John Bathurst Deane (27 August 1797 – 12 July 1887) was a South African-born English clergyman, schoolmaster, antiquary, and author.[1] [2]
Born at the Cape of Good Hope in 1797, Deane was the second son of Captain Charles Meredith Deane, of the 24th Light Dragoons. According to research undertaken by Deane and posthumously completed and published by his daughter Mary as The Book of Dene, Deane, Adeane: a genealogical history from Norman times of the families originating in Northamptonshire and the Forest of Dean, the family claimed to be descended from a Norman royal cup-bearer, Roberto de Dena. The Athenaeum looked askance at the book's scholarship, noting that it largely constituted "a series of the baldest notes, in which the descent of every prominent Dene, Deane, Denny or Adeane is set forth, and any bearer of a similar name finds a place."[3] The Genealogist reviewer noted "... sadness on finding the author indulging in a belief that the Dennes, Adeanes, Deanes and others bearing similar surnames derive their cognomen from a common ancestor... some curious heraldic and genealogical statements and deductions put a serious criticism of her work out of the question".[4] [5]
Deane was educated at Merchant Taylors' School, which at that time was in the City of London, and at Pembroke College, Cambridge.[6] On 19 July 1816 he was baptised at St Mary's Chapel, Parish of St Swithin's, Walcot, Somerset,[7] and matriculated at Cambridge a few weeks later, graduating BA in 1820, promoted to MA in 1823.
He was ordained a deacon at Exeter in 1821 and a priest in 1823. From 1836 to 1855 he was a schoolmaster at his old school, rising to head of mathematics, and for part of that time was also curate of St Benet Fink and of St Michael's, Wood Street.
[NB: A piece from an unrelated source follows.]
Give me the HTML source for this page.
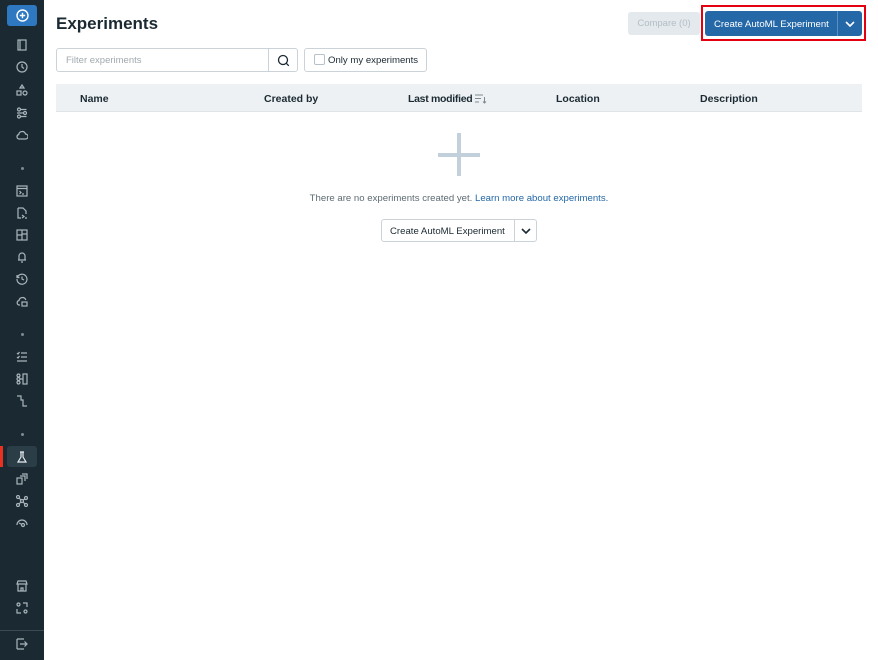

In 1855 he was appointed as Vicar of Bishopsgate, London, and Rector of St Helen's, Bishopsgate, with which parish St Martin Outwich was combined in 1874. He kept these benefices until 1887.[6]
On 15 June 1822 he married Caroline Lemprière, the daughter of the scholar and teacher John Lemprière, at St Nicholas's church, Shaldon, Devon.[8] She died at the age of twenty-seven.
On 22 March 1834, Deane married secondly a Miss Louisa Elizabeth Fourdrinier, of Tottenham,[9] and they had thirteen children, including Hugh Pollexfen Deane (1837), Henry Allen Murray Deane, Walter Meredith Deane (1841), Mary Deane, Sophia Deane, Eleanor Deane, Emmeline Deane, and Augusta Deane.[10] His father-in-law, Sealy Fourdrinier (1773–1847) and his older brother Henry (1766–1854) had invented the paper machine, but had gone bankrupt in developing it.[11]
Deane belonged to the Society of Antiquaries and its Council and also to the Antiquarians' Club. In 1843 he was one of the founders of the British Archaeological Association and, in 1844, of the Royal Archaeological Institute of Great Britain and Ireland. In his historical work, Deane found widespread traces of serpent worship, which he connected with the rise of polytheism, in the cultures of Persia, India, China, Mexico, Anatolia, and Phoenicia, and also in the paganism of Europe.[12]
Deane's daughter, Eleanor, who was the tenth child in the family,[10] became the mother of P. G. Wodehouse.[13] Another daughter was the novelist Mary Bathurst Deane, and a third, Emmeline (died 1944), became an artist and painted her father's portrait.[14] His son, Walter Meredith Deane (1840–1906), was a civil servant in Hong Kong.[15]
He died at Bath, Somerset, a few weeks short of his 90th birthday.[16] His address at the time of his death was Sion Hill, Bath. He left a widow, Louisa Elizabeth Deane, and an estate valued at £10,968.[17] After his death, his widow and four unmarried daughters moved to Ditteridge, near Box, Wiltshire, where their house became P. G. Wodehouse's home address while his parents were in Hong Kong.[18] Deane's widow, Louisa Elizabeth, then of Cheney Court, Ditteridge, died in 1892 leaving £9,530.[19]